* What you should do: Quote all of the data exactly as given. Skip every picture it contains.

--------------------------------

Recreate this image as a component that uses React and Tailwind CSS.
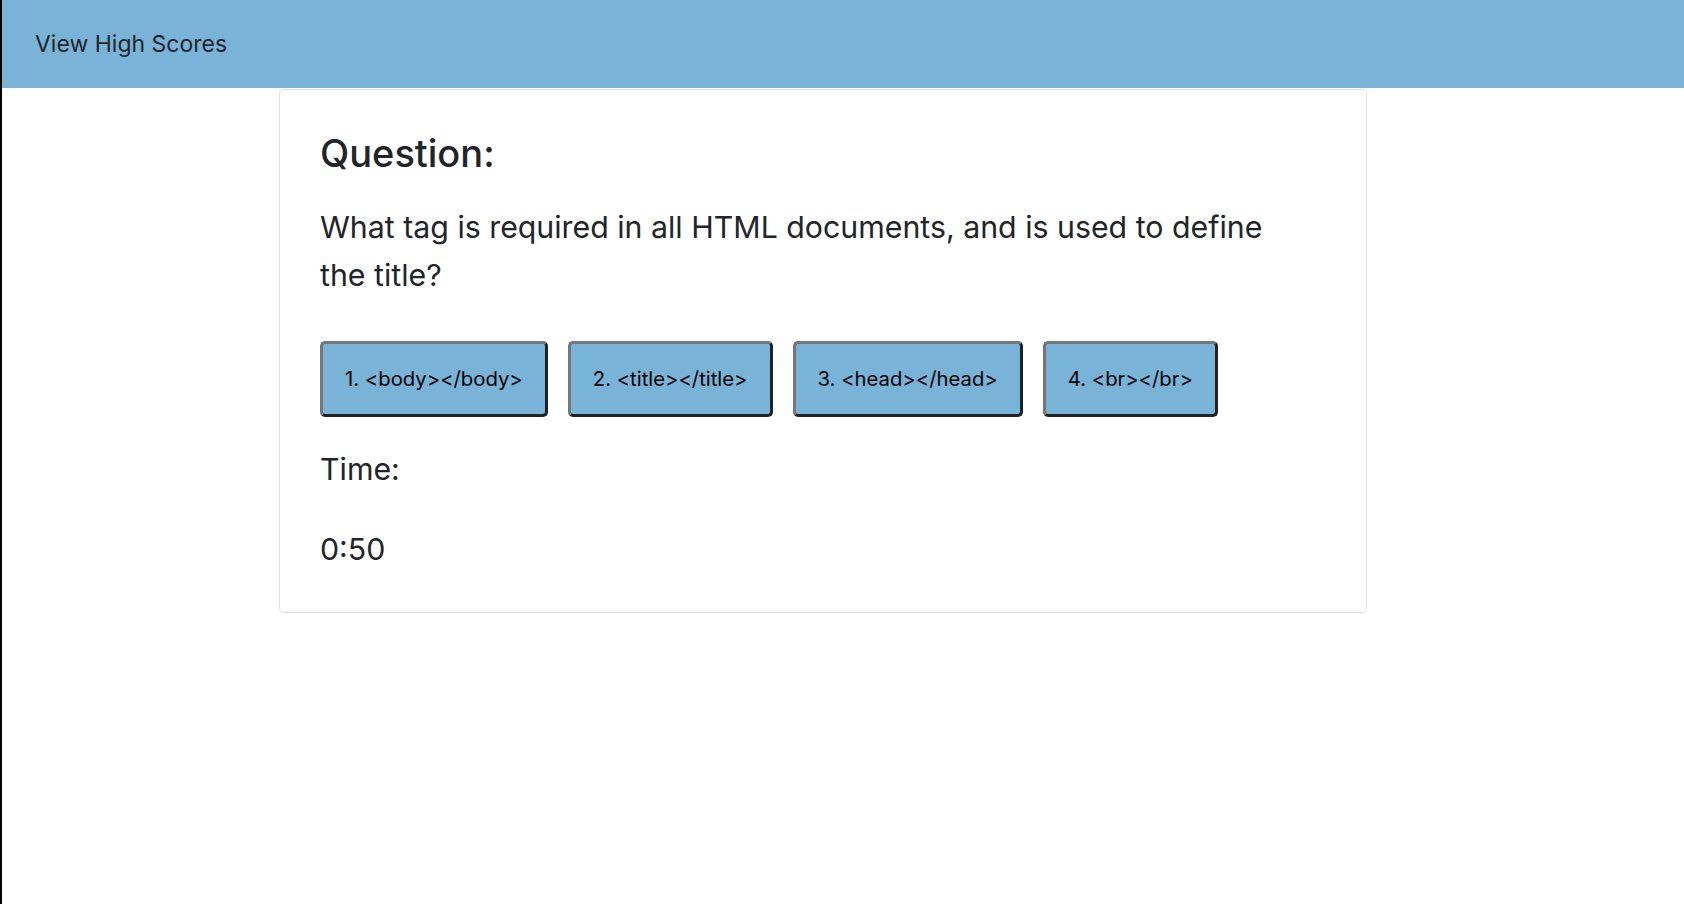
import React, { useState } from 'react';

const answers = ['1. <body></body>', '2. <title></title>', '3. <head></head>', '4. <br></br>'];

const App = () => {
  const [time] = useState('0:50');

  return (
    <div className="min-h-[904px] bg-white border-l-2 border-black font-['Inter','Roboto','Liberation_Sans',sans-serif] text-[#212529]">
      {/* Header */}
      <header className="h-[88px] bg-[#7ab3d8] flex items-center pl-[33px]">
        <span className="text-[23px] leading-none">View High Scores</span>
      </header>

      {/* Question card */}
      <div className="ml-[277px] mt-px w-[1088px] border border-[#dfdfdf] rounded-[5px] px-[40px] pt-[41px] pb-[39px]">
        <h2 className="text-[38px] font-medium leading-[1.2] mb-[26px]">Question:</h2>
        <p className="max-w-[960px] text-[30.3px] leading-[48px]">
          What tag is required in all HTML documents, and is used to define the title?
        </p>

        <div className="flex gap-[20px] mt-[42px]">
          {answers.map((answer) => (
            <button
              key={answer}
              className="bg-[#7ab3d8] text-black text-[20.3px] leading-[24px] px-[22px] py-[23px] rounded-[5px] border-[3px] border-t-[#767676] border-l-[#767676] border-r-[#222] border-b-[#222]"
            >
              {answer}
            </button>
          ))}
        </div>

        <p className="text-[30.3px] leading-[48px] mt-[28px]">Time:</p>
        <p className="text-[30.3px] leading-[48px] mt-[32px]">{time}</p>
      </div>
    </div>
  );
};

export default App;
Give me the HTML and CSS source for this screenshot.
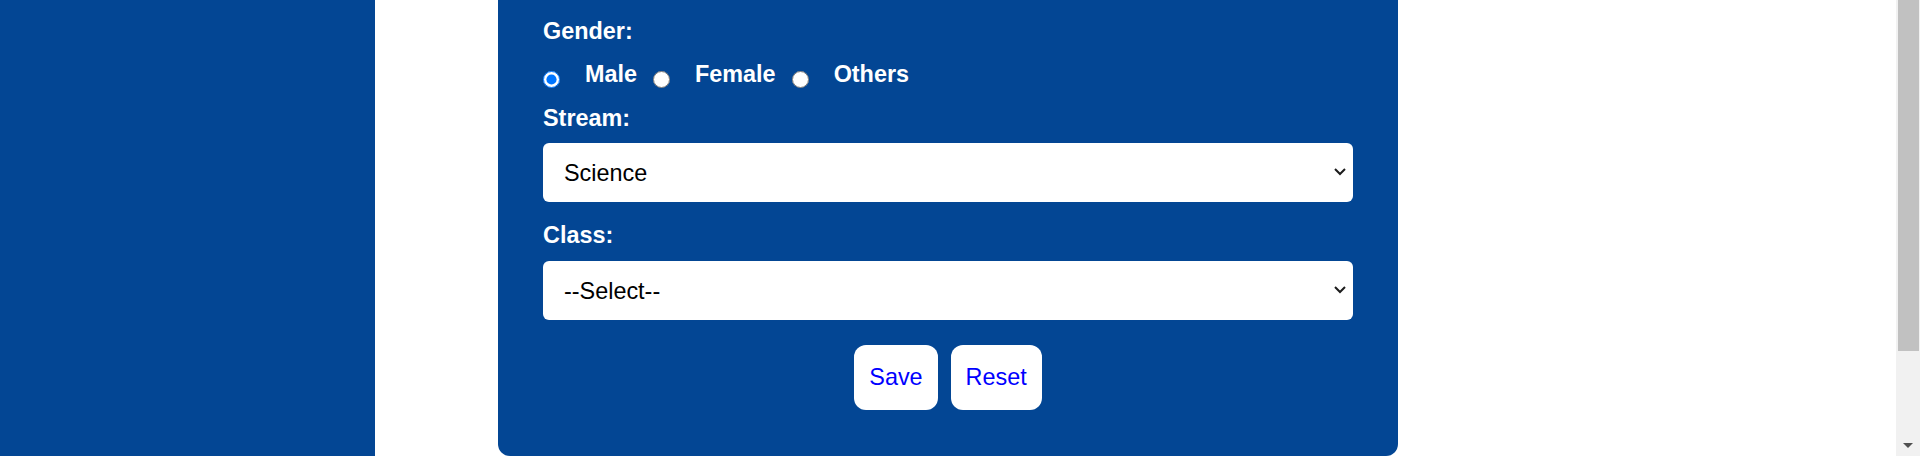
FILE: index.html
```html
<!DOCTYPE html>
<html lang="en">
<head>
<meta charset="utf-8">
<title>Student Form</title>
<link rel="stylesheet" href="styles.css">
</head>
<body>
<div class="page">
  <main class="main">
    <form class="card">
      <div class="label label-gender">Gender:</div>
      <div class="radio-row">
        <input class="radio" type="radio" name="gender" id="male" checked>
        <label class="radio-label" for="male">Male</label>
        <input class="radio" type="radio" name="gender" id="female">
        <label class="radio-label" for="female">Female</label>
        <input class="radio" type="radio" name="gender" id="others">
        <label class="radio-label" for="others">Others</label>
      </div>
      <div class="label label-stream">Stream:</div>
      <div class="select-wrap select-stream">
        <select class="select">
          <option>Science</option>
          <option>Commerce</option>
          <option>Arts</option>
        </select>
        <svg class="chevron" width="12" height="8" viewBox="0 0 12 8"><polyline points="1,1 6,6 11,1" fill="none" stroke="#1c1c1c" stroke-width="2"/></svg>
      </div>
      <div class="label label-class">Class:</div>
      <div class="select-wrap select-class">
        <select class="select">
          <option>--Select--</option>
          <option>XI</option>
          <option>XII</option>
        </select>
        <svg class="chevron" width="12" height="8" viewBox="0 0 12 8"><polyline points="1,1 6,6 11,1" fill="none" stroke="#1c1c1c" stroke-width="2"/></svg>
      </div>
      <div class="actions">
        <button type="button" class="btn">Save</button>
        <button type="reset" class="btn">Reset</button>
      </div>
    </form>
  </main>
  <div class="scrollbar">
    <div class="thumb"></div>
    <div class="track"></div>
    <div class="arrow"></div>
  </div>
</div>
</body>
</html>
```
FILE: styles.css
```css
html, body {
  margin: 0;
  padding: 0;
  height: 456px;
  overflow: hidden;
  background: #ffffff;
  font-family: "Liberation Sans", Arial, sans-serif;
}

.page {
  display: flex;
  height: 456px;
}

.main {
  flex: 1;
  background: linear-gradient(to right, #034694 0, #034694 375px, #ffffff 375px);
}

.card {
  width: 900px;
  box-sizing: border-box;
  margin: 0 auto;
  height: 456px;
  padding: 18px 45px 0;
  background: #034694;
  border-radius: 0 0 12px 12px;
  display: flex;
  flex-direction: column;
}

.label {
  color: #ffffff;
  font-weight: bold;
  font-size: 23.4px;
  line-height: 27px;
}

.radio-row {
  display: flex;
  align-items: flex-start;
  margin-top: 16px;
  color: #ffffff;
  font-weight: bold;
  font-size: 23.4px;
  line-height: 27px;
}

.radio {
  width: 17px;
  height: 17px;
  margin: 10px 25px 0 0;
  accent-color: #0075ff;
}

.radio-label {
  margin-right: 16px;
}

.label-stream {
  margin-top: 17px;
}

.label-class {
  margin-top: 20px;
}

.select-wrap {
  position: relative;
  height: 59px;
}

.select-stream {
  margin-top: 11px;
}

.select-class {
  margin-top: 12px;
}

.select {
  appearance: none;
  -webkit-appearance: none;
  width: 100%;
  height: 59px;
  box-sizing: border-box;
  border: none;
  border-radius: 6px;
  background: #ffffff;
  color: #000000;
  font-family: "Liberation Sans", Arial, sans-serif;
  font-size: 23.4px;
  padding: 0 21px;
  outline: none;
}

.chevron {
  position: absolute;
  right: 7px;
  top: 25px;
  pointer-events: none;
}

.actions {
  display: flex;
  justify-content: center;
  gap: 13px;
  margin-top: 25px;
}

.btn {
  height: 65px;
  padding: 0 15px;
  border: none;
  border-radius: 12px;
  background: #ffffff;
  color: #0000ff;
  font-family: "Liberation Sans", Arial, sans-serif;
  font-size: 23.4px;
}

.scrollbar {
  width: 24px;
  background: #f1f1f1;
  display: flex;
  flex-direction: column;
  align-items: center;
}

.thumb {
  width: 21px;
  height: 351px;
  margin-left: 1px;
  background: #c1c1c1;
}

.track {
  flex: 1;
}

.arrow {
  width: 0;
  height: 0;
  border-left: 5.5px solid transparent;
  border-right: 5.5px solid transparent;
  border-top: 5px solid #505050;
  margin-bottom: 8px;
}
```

--------------------------------

* Written solution:
Recreate this image as a component that uses React and Tailwind CSS.
import React, { useState } from 'react';

const answers = ['1. <body></body>', '2. <title></title>', '3. <head></head>', '4. <br></br>'];

const App = () => {
  const [time] = useState('0:50');

  return (
    <div className="min-h-[904px] bg-white border-l-2 border-black font-['Inter','Roboto','Liberation_Sans',sans-serif] text-[#212529]">
      {/* Header */}
      <header className="h-[88px] bg-[#7ab3d8] flex items-center pl-[33px]">
        <span className="text-[23px] leading-none">View High Scores</span>
      </header>

      {/* Question card */}
      <div className="ml-[277px] mt-px w-[1088px] border border-[#dfdfdf] rounded-[5px] px-[40px] pt-[41px] pb-[39px]">
        <h2 className="text-[38px] font-medium leading-[1.2] mb-[26px]">Question:</h2>
        <p className="max-w-[960px] text-[30.3px] leading-[48px]">
          What tag is required in all HTML documents, and is used to define the title?
        </p>

        <div className="flex gap-[20px] mt-[42px]">
          {answers.map((answer) => (
            <button
              key={answer}
              className="bg-[#7ab3d8] text-black text-[20.3px] leading-[24px] px-[22px] py-[23px] rounded-[5px] border-[3px] border-t-[#767676] border-l-[#767676] border-r-[#222] border-b-[#222]"
            >
              {answer}
            </button>
          ))}
        </div>

        <p className="text-[30.3px] leading-[48px] mt-[28px]">Time:</p>
        <p className="text-[30.3px] leading-[48px] mt-[32px]">{time}</p>
      </div>
    </div>
  );
};

export default App;
Give me the HTML and CSS source for this screenshot.
FILE: index.html
```html
<!DOCTYPE html>
<html lang="en">
<head>
<meta charset="utf-8">
<title>Student Form</title>
<link rel="stylesheet" href="styles.css">
</head>
<body>
<div class="page">
  <main class="main">
    <form class="card">
      <div class="label label-gender">Gender:</div>
      <div class="radio-row">
        <input class="radio" type="radio" name="gender" id="male" checked>
        <label class="radio-label" for="male">Male</label>
        <input class="radio" type="radio" name="gender" id="female">
        <label class="radio-label" for="female">Female</label>
        <input class="radio" type="radio" name="gender" id="others">
        <label class="radio-label" for="others">Others</label>
      </div>
      <div class="label label-stream">Stream:</div>
      <div class="select-wrap select-stream">
        <select class="select">
          <option>Science</option>
          <option>Commerce</option>
          <option>Arts</option>
        </select>
        <svg class="chevron" width="12" height="8" viewBox="0 0 12 8"><polyline points="1,1 6,6 11,1" fill="none" stroke="#1c1c1c" stroke-width="2"/></svg>
      </div>
      <div class="label label-class">Class:</div>
      <div class="select-wrap select-class">
        <select class="select">
          <option>--Select--</option>
          <option>XI</option>
          <option>XII</option>
        </select>
        <svg class="chevron" width="12" height="8" viewBox="0 0 12 8"><polyline points="1,1 6,6 11,1" fill="none" stroke="#1c1c1c" stroke-width="2"/></svg>
      </div>
      <div class="actions">
        <button type="button" class="btn">Save</button>
        <button type="reset" class="btn">Reset</button>
      </div>
    </form>
  </main>
  <div class="scrollbar">
    <div class="thumb"></div>
    <div class="track"></div>
    <div class="arrow"></div>
  </div>
</div>
</body>
</html>
```
FILE: styles.css
```css
html, body {
  margin: 0;
  padding: 0;
  height: 456px;
  overflow: hidden;
  background: #ffffff;
  font-family: "Liberation Sans", Arial, sans-serif;
}

.page {
  display: flex;
  height: 456px;
}

.main {
  flex: 1;
  background: linear-gradient(to right, #034694 0, #034694 375px, #ffffff 375px);
}

.card {
  width: 900px;
  box-sizing: border-box;
  margin: 0 auto;
  height: 456px;
  padding: 18px 45px 0;
  background: #034694;
  border-radius: 0 0 12px 12px;
  display: flex;
  flex-direction: column;
}

.label {
  color: #ffffff;
  font-weight: bold;
  font-size: 23.4px;
  line-height: 27px;
}

.radio-row {
  display: flex;
  align-items: flex-start;
  margin-top: 16px;
  color: #ffffff;
  font-weight: bold;
  font-size: 23.4px;
  line-height: 27px;
}

.radio {
  width: 17px;
  height: 17px;
  margin: 10px 25px 0 0;
  accent-color: #0075ff;
}

.radio-label {
  margin-right: 16px;
}

.label-stream {
  margin-top: 17px;
}

.label-class {
  margin-top: 20px;
}

.select-wrap {
  position: relative;
  height: 59px;
}

.select-stream {
  margin-top: 11px;
}

.select-class {
  margin-top: 12px;
}

.select {
  appearance: none;
  -webkit-appearance: none;
  width: 100%;
  height: 59px;
  box-sizing: border-box;
  border: none;
  border-radius: 6px;
  background: #ffffff;
  color: #000000;
  font-family: "Liberation Sans", Arial, sans-serif;
  font-size: 23.4px;
  padding: 0 21px;
  outline: none;
}

.chevron {
  position: absolute;
  right: 7px;
  top: 25px;
  pointer-events: none;
}

.actions {
  display: flex;
  justify-content: center;
  gap: 13px;
  margin-top: 25px;
}

.btn {
  height: 65px;
  padding: 0 15px;
  border: none;
  border-radius: 12px;
  background: #ffffff;
  color: #0000ff;
  font-family: "Liberation Sans", Arial, sans-serif;
  font-size: 23.4px;
}

.scrollbar {
  width: 24px;
  background: #f1f1f1;
  display: flex;
  flex-direction: column;
  align-items: center;
}

.thumb {
  width: 21px;
  height: 351px;
  margin-left: 1px;
  background: #c1c1c1;
}

.track {
  flex: 1;
}

.arrow {
  width: 0;
  height: 0;
  border-left: 5.5px solid transparent;
  border-right: 5.5px solid transparent;
  border-top: 5px solid #505050;
  margin-bottom: 8px;
}
```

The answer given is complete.